Not the architecture. The judgment. The things you can only learn by being on call when it breaks.
The pattern of production incidents
CV systems fail in predictable ways once you've seen enough of them. The distribution shifts. The model doesn't. A seasonal change in packaging, a supplier switch that slightly changes label materials, a camera firmware update that shifts the color space: all of these produce silent degradation in model performance before any alert fires.
Silent degradation is the dangerous failure mode. The system keeps running. The accuracy drops from 99.6% to 95%. Nobody notices until a client spots an anomaly in their monthly report. By that time, weeks of production data have been affected.
The lesson took a year to learn. We now run distribution monitoring on the input data, not just the model outputs. When the feature distribution of incoming images shifts outside the training distribution by more than a threshold, we alert. This fires before accuracy drops, not after.
The thing about edge cases
At high volume, the long tail is not negligible. The inputs your model was never trained on, the damage patterns that don't exist in your training set, the combinations of factors that make no individual image unusual but that together produce a confident wrong prediction: these are rare per request and common per month.
The discipline is continuous evaluation, not periodic. We have a weekly review of the lowest-confidence correct predictions and the false positives. Every week. The review takes 30 minutes. It has caught more impending production issues than any automated monitoring.
What clients actually care about after year three
In the first year, clients evaluate whether the system works. In year two, they evaluate whether it integrates into their processes. By year three, the baseline questions are settled. What clients care about by then is consistency and transparency.
Consistency: the system should behave the same in January and July. Changes in behavior need to be communicated in advance, not discovered. Every model update is now preceded by a client notification describing what changed and what to expect.
Transparency: when something is flagged, the client wants to understand why. Not a confidence score. An explanation. Building the anomaly explanation feature that I've been thinking about since 2023 is now urgent. The clients who have been with us longest are asking for it most directly.

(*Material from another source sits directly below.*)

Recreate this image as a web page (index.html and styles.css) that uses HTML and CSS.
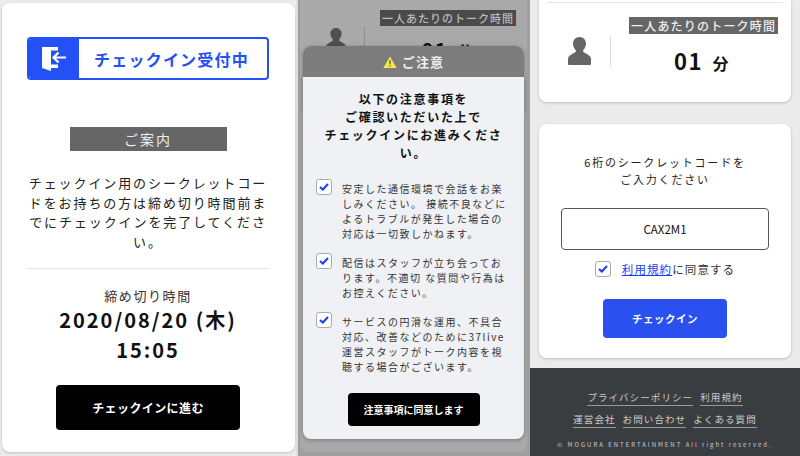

What I'd tell someone starting a CV production system
Build the monitoring before you need it. The period between "the model is trained" and "the model is in production" is when your attention is on getting it deployed. That's also the last window where you can build monitoring infrastructure without the pressure of a live system depending on you.
Plan for model updates as a product change, not a technical change. A model update changes the system's behavior. Clients experience the behavior. Treat model updates the way you'd treat a feature change: communicate them, provide context, give clients time to adapt.
The three-year model is the one you've accumulated three years of production feedback on. It's not the same model you started with and it's much better. Trust the process of continuous improvement more than any single architectural decision.
With gusto, Fatih.